Headlining are Canadian alt-country vintage-evoking favorites The Sadies. I'm looking forward to hearing Boston-based country noir "Queen of the Minor Key" Eilen Jewell, who has been all over Sirius' Outlaw Country and is #9 on the AMA charts. Also curious about the alt country as "art metal" sage Jessie Sykes with Phil Wandscher from Whiskeytown who will presumably trip the dark groove fantastic. Whitey Morgan and the 78s of "I ain't drunk" fame will be there.
But here's one insider's take on which stages to run to: don't miss Louvin Brothers devotee, young phenom Brennen Leigh.
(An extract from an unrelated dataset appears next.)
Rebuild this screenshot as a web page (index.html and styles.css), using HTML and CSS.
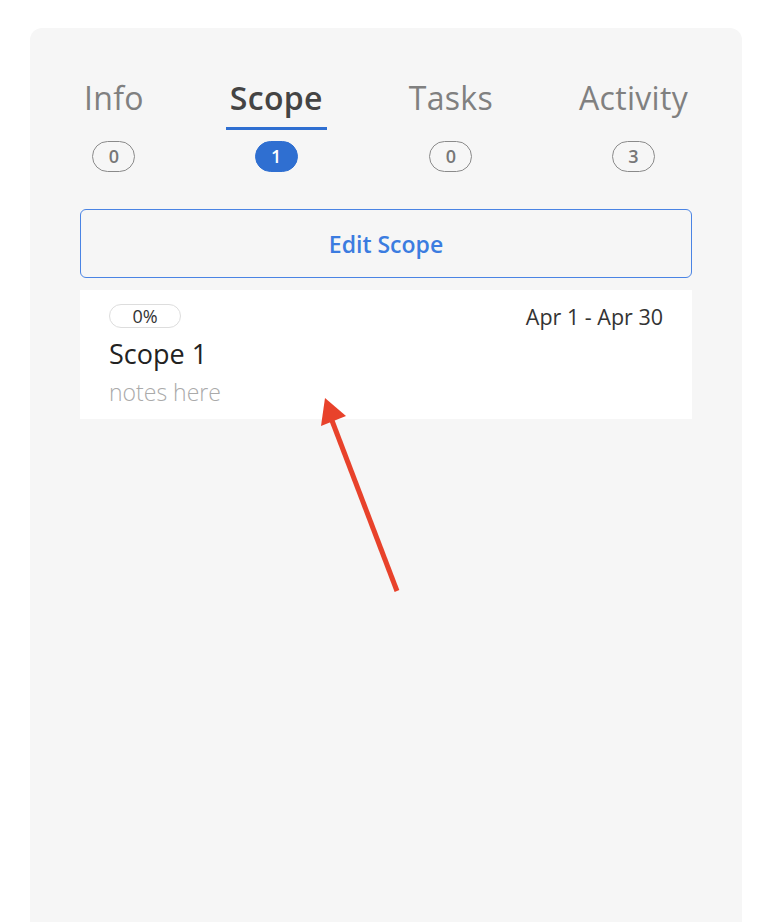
FILE: index.html
```html
<html>
    <head>
        <title>Scope</title>
        <meta name="viewport" content="width=device-width" />
        <link rel="stylesheet" href="styles.css">
    </head>
    <body>
        <div class="panel">
            <div class="tabs">
                <div class="tab">
                    <div class="tab-label">Info</div>
                    <span class="count">0</span>
                </div>
                <div class="tab active">
                    <div class="tab-label">Scope</div>
                    <span class="count">1</span>
                </div>
                <div class="tab">
                    <div class="tab-label">Tasks</div>
                    <span class="count">0</span>
                </div>
                <div class="tab">
                    <div class="tab-label">Activity</div>
                    <span class="count">3</span>
                </div>
            </div>

            <button class="edit-btn">Edit Scope</button>

            <div class="scope-card">
                <div class="scope-top">
                    <span class="progress">0%</span>
                    <span class="dates">Apr 1 - Apr 30</span>
                </div>
                <div class="scope-name">Scope 1</div>
                <div class="scope-notes">notes here</div>
            </div>
        </div>

        <svg class="annotation" width="772" height="922" viewBox="0 0 772 922">
            <line x1="397" y1="591" x2="331" y2="418" stroke="#e8422b" stroke-width="5" />
            <polygon points="325,398 321,426 346,416" fill="#e8422b" />
        </svg>
    </body>
</html>
```

FILE: styles.css
```css
html, body {
    margin: 0;
    background: #fff;
}

body {
    font-family: "Open Sans", "Liberation Sans", sans-serif;
    color: #333;
    position: relative;
}

.panel {
    margin: 28px 30px 0;
    min-height: 894px;
    background: #f6f6f6;
    border-radius: 12px 12px 0 0;
    padding: 48px 50px 0;
    box-sizing: border-box;
}

.tabs {
    display: flex;
    justify-content: space-between;
}

.tab {
    display: flex;
    flex-direction: column;
    align-items: center;
}

.tab-label {
    font-size: 32px;
    line-height: 44px;
    letter-spacing: 0.3px;
    color: #808080;
    padding: 0 4px 7px;
    border-bottom: 3px solid transparent;
}

.active .tab-label {
    color: #444;
    font-weight: 600;
    border-bottom-color: #2f6fd1;
}

.count {
    margin-top: 11px;
    width: 43px;
    height: 31px;
    box-sizing: border-box;
    border: 1px solid #8a8a8a;
    border-radius: 16px;
    font-size: 18px;
    font-weight: 600;
    line-height: 29px;
    text-align: center;
    color: #777;
}

.active .count {
    background: #2f6fd1;
    border-color: #2f6fd1;
    color: #fff;
}

.edit-btn {
    display: block;
    width: 100%;
    height: 69px;
    margin-top: 37px;
    background: transparent;
    border: 1px solid #4a84e4;
    border-radius: 6px;
    font-family: inherit;
    font-size: 23px;
    font-weight: 600;
    color: #3b7ce0;
}

.scope-card {
    margin-top: 12px;
    background: #fff;
    padding: 14px 29px 12px;
}

.scope-top {
    display: flex;
    justify-content: space-between;
    align-items: center;
    height: 24px;
}

.progress {
    width: 72px;
    height: 24px;
    box-sizing: border-box;
    border: 1px solid #ddd;
    border-radius: 12px;
    font-size: 18px;
    line-height: 22px;
    text-align: center;
    color: #333;
}

.dates {
    font-size: 21.5px;
    color: #333;
}

.scope-name {
    margin-top: 8px;
    font-size: 27px;
    line-height: 36px;
    color: #222;
}

.scope-notes {
    margin-top: 5px;
    font-size: 23px;
    line-height: 30px;
    font-weight: 300;
    color: #aaa;
}

.annotation {
    position: absolute;
    top: 0;
    left: 0;
    pointer-events: none;
}
```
She's reminiscent of a young Emmylou -- only Brennen's a far better guitar picker. Jackshit is one smartass country-rocking super group. And LA's young The Driftwood Singers' folk tinged harmonies are channeling another time and place. Rockabilly swinging favs Big Sandy and His Fly-Rite Boys, of course. And David Serby & the Dirt Poor Folklore -- who has turned to the Civil War as a touchstone for the emotions of present day hardships. Former cowpunker (X) now guitar-legend Tony Gilkyson is a favorite too.
And topping it off, Mike Stinson -- universe-imploding honky tonk champion himself -- will be rocking the roof off, coming in from his new hometown, Houston. I trust he will sing his newest wonder-song "This Year" -- the one that brought him a standing ovation started by an awed Jim Lauderdale at a recent show at Pappy & Harriet's in Pioneertown. You definitely want to be there for that.
"We've been like hobos scratching in the dirt," says Kimberly Grant, Grand Ole Echo's tireless producer. "This is music that's been under-rated, under-heard, and under-appreciated -- not for lack of trying. I'm seeing a lot of new faces, young kids this year -- it's finally catching on. "
Without virtually any radio slots thanks to corporate monopoly radio, without a ten-dollar, let alone a million-dollar, CD rollout, this music won't be pushed at you. It has to be found. Or find you. I, for one, am humbly grateful it surrounds me. My kind of country music isn't what is sold to you, it's what you live. Or maybe, as Grand Ole Echo back porch curator Julie Richmond said, "Until you've lived a little, you don't know what they're talking about." Fortunately for everyone, these lifeboats can hold a lot of people.